* STATED TASK:
Where a line below holds the string "components", copy that line.

* SOURCE DATA:
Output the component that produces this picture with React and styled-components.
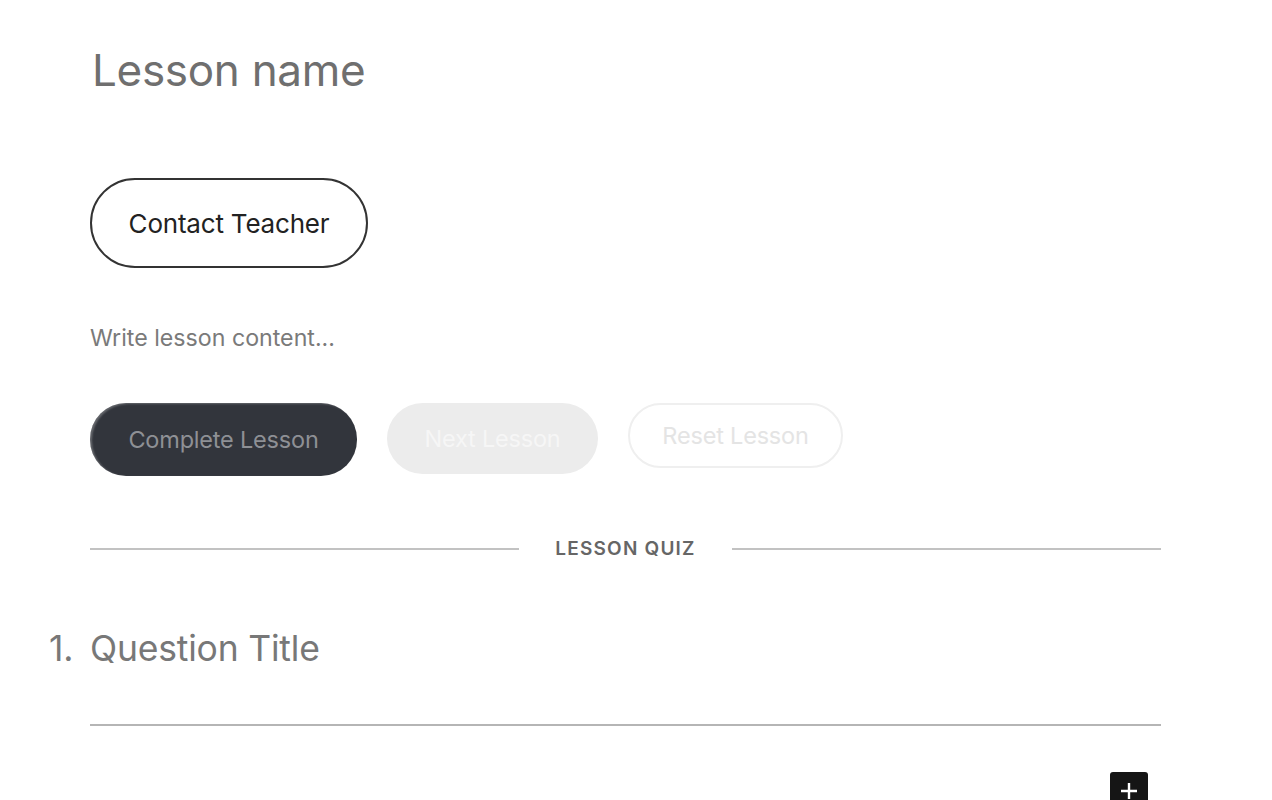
import React from 'react';
import styled, { createGlobalStyle } from 'styled-components';

const Global = createGlobalStyle`
  html, body { margin: 0; padding: 0; background: #fff; }
  body { font-family: Inter, "Noto Sans", sans-serif; -webkit-font-smoothing: antialiased; }
  * { box-sizing: border-box; }
`;

const Page = styled.div`
  width: 1272px; height: 800px; overflow: hidden;
  padding: 44px 0 0 90px;
`;
const Column = styled.div`
  width: 1071px; display: flex; flex-direction: column;
`;
const Title = styled.h1`
  margin: 0 0 0 2px; font-size: 44px; font-weight: 400; color: #6f6f6f;
  line-height: 52px; letter-spacing: -0.3px;
`;
const OutlineButton = styled.button`
  align-self: flex-start; margin-top: 82px;
  width: 278px; height: 90px; border-radius: 45px;
  border: 2px solid #333; background: #fff; color: #222;
  font-family: inherit; font-size: 26px; letter-spacing: -0.2px;
`;
const Placeholder = styled.p`
  margin: 57px 0 0; font-size: 23.2px; color: #7a7a7a; line-height: 26px;
`;
const Actions = styled.div`
  display: flex; gap: 30px; margin-top: 52px; align-items: flex-start;
`;
const Pill = styled.button`
  height: ${p => p.$h || 72}px; width: ${p => p.$w}px; border-radius: 36px;
  font-family: inherit; font-size: 23.5px; letter-spacing: -0.2px;
  background: ${p => p.$bg}; color: ${p => p.$fg};
  border: ${p => p.$border || 'none'};
  box-shadow: ${p => p.$shadow || 'none'};
`;
const Divider = styled.div`
  display: flex; align-items: center; margin-top: 61px; gap: 36px;
  &::before, &::after { content: ''; flex: 1; height: 2px; background: #c2c2c2; }
`;
const DividerLabel = styled.span`
  font-size: 19px; font-weight: 600; color: #666; letter-spacing: 1.2px;
`;
const Question = styled.div`
  display: flex; align-items: baseline; margin: 67px 0 0 -41px;
  font-size: 35.5px; color: #787878; letter-spacing: -0.2px;
`;
const Number = styled.span`
  width: 41px;
`;
const Underline = styled.div`
  height: 2px; background: #b5b5b5; margin-top: 54px;
`;
const AddRow = styled.div`
  display: flex; justify-content: flex-end; padding-right: 13px; margin-top: 46px;
`;
const AddButton = styled.button`
  width: 38px; height: 38px; border-radius: 3px; border: none; background: #151515;
  display: flex; align-items: center; justify-content: center; padding: 0;
`;

export default function App() {
  return (
    <Page>
      <Global />
      <Column>
        <Title>Lesson name</Title>
        <OutlineButton>Contact Teacher</OutlineButton>
        <Placeholder>Write lesson content...</Placeholder>
        <Actions>
          <Pill $w={267} $h={73} $bg="#32353c" $fg="#8e9095" $shadow="inset 2px 1px 2px rgba(255,255,255,0.25)">Complete Lesson</Pill>
          <Pill $w={211} $h={71} $bg="#ececec" $fg="#f6f6f6">Next Lesson</Pill>
          <Pill $w={215} $h={65} $bg="#fff" $fg="#e4e4e4" $border="2px solid #efefef">Reset Lesson</Pill>
        </Actions>
        <Divider><DividerLabel>LESSON QUIZ</DividerLabel></Divider>
        <Question><Number>1.</Number><span>Question Title</span></Question>
        <Underline />
        <AddRow>
          <AddButton aria-label="Add">
            <svg width="20" height="20" viewBox="0 0 20 20">
              <path d="M10 2v16M2 10h16" stroke="#fff" strokeWidth="2.4" />
            </svg>
          </AddButton>
        </AddRow>
      </Column>
    </Page>
  );
}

* FULL SOLUTION:
Output the component that produces this picture with React and styled-components.
import styled, { createGlobalStyle } from 'styled-components';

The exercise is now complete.